This is fun.
On 17/12/18(Mon) 22:30, Alexander Bluhm wrote:
> On Fri, Nov 02, 2018 at 10:19:15PM +0100, Mark Kettenis wrote:
> > I think Ted is pointing out a different issue here that doesn't really
> > have anything to do with SMT. The issue is that in some cases we end
> > up with CPUs reporting being 100% busy running the idle thread instead
> > of reporting being 100% idle. This happens quite a lot on machines
> > with lots of CPUs immediately after they are booted. Usually this
> > funny state disappears after some time.
> >
> > An idle CPU is of course running the idle thread, so in that sense
> > this isn't super-strange. But it does indicate there is some kind of
> > accounting issue. I have a feeling this happens before any processes
> > have been scheduled on these CPUs. But I've never found the problem...
>
> I can easily reproduce this on a 2 socket machine with 4 cores each.
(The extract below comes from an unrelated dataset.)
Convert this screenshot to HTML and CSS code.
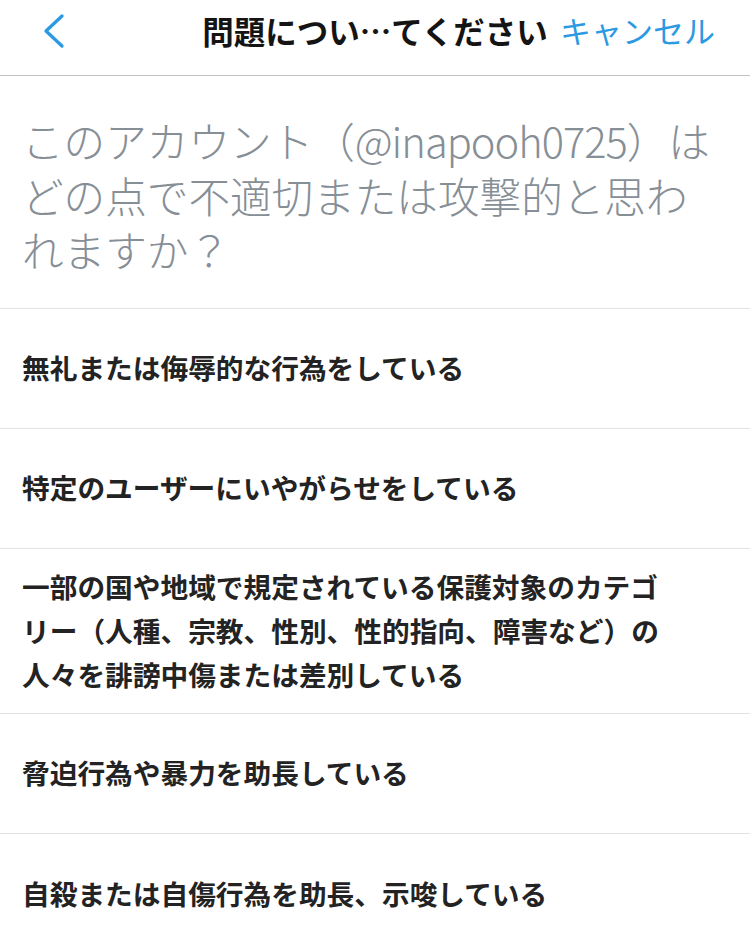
FILE: index.html
```html
<!DOCTYPE html>
<html lang="ja">
<head>
<meta charset="utf-8">
<title>問題について</title>
<link rel="stylesheet" href="styles.css">
</head>
<body>
<header class="nav">
  <div class="nav-left">
    <svg class="back" width="26" height="36" viewBox="0 0 26 36" aria-hidden="true">
      <polyline points="21,3 5,18 21,33" fill="none" stroke="#2b9ae3" stroke-width="3.3" stroke-linecap="round" stroke-linejoin="round"/>
    </svg>
  </div>
  <div class="nav-title">問題につい…てください</div>
  <div class="nav-right"><span class="cancel">キャンセル</span></div>
</header>
<section class="question">このアカウント（<span class="latin">@inapooh0725</span>）は<br>どの点で不適切または攻撃的と思わ<br>れますか？</section>
<ul class="options">
  <li class="item"><span>無礼または侮辱的な行為をしている</span></li>
  <li class="item"><span>特定のユーザーにいやがらせをしている</span></li>
  <li class="item"><span>一部の国や地域で規定されている保護対象のカテゴ<br>リー（人種、宗教、性別、性的指向、障害など）の<br>人々を誹謗中傷または差別している</span></li>
  <li class="item"><span>脅迫行為や暴力を助長している</span></li>
  <li class="item"><span>自殺または自傷行為を助長、示唆している</span></li>
</ul>
</body>
</html>
```

FILE: styles.css
```css
html, body {
  margin: 0;
  padding: 0;
  background: #ffffff;
}
body {
  font-family: "Noto Sans CJK JP", "Noto Sans", sans-serif;
  width: 750px;
  overflow: hidden;
}
.nav {
  display: grid;
  grid-template-columns: 1fr auto 1fr;
  align-items: start;
  height: 76px;
  box-sizing: border-box;
  border-bottom: 1px solid #c3c3c6;
}
.nav-left {
  padding-left: 41px;
  padding-top: 13px;
}
.back {
  display: block;
}
.nav-title {
  font-size: 31.5px;
  font-weight: 700;
  color: #141414;
  line-height: 40px;
  padding-top: 10px;
  white-space: nowrap;
}
.nav-right {
  display: flex;
  justify-content: flex-end;
  padding-right: 35px;
  padding-top: 10px;
}
.cancel {
  font-size: 31px;
  line-height: 40px;
  color: #2b9ae3;
  white-space: nowrap;
}
.question {
  font-size: 41.6px;
  font-weight: 300;
  line-height: 54.5px;
  color: #868e96;
  padding: 37px 22px 31px;
  white-space: nowrap;
  border-bottom: 1px solid #e3e3e5;
}
.latin {
  letter-spacing: -1px;
}
.options {
  list-style: none;
  margin: 0;
  padding: 0;
}
.item {
  display: flex;
  align-items: center;
  box-sizing: border-box;
  min-height: 120px;
  padding: 15px 22px 17px;
  border-bottom: 1px solid #e3e3e5;
  font-size: 27.7px;
  font-weight: 700;
  line-height: 44px;
  color: #232323;
  white-space: nowrap;
}
.item:last-child {
  border-bottom: none;
}
```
> Hyper threads are turned off in BIOS.
>
> schedcpu() does not account the run time if p->p_slptime > 1. So
> fresh idle threads have a CPU percentage of 99%.
First note that `p_slptime' is supposed to be reset before/after calling
mi_switch(). However the idle thread isn't doing that 8)
Until a thread is scheduled on a secondary CPU, mi_switch() will always
select the Idle thread and set `p_stat' to SONPROC. This will cause
schedcpu() to calculate `p_pctcpu` for Idle threads until real threads
get scheduled. This will happen until schedcpu() increases `p_slptime'
twice for every Idle thread. For that to happen schedcpu() needs to
look at `p_stat' when the Idle thread isn't running. Since the timer
is set to run every second, it make take some time for this to happen :)
That's why bluhm@'s diff works.
> There are still things I don't understand. After a while the CPU
> time for idle5, idle6, idle7 does not increase anymore. I am doing
> iperf3 performance tests on this machine. My patch makes the results
> more unsteady and throughput lower. It seems that iperf3 processes
> get scheduled on CPUs with less memory affinity.
What do you mean with CPU time?
Since you're doing tests, could you try the diff below? It stops
recalculating the priority of Idle threads. The first effect is fewer
contention on the SCHED_LOCK() and it also implicitly document the
current fun :)
I left an "#if 0" below. You could try enabling it. Does it change
anything? I hope not.
Index: kern/kern_clock.c
===================================================================
RCS file: /cvs/src/sys/kern/kern_clock.c,v
retrieving revision 1.97
diff -u -p -r1.97 kern_clock.c
--- kern/kern_clock.c 17 Oct 2018 12:25:38 -0000 1.97
+++ kern/kern_clock.c 22 Jan 2019 13:07:25 -0000
@@ -400,8 +400,7 @@ statclock(struct clockframe *frame)
* ~~16 Hz is best
*/
if (schedhz == 0) {
- if ((++curcpu()->ci_schedstate.spc_schedticks & 3) ==
- 0)
+ if ((++spc->spc_schedticks & 3) == 0)
schedclock(p);
}
}
Index: kern/sched_bsd.c
===================================================================
RCS file: /cvs/src/sys/kern/sched_bsd.c,v
retrieving revision 1.48
diff -u -p -r1.48 sched_bsd.c
--- kern/sched_bsd.c 6 Jan 2019 12:59:45 -0000 1.48
+++ kern/sched_bsd.c 22 Jan 2019 14:15:28 -0000
@@ -218,6 +218,13 @@ schedcpu(void *arg)
LIST_FOREACH(p, &allproc, p_list) {
/*
+ * Idle threads are never placed in runqueue, therefore
+ * computing their priority is pointless.
+ */
+ if (p->p_cpu != NULL &&
+ p->p_cpu->ci_schedstate.spc_idleproc == p)
+ continue;
+ /*
* Increment sleep time (if sleeping). We ignore overflow.
*/
if (p->p_stat == SSLEEP || p->p_stat == SSTOP)
@@ -528,7 +535,17 @@ resetpriority(struct proc *p)
void
schedclock(struct proc *p)
{
+ struct cpu_info *ci = curcpu();
+ struct schedstate_percpu *spc = &ci->ci_schedstate;
int s;
+
+ if (p == spc->spc_idleproc) {
+#if 0
+ if (spc->spc_nrun)
+ need_resched(ci);
+#endif
+ return;
+ }
SCHED_LOCK(s);
p->p_estcpu = ESTCPULIM(p->p_estcpu + 1);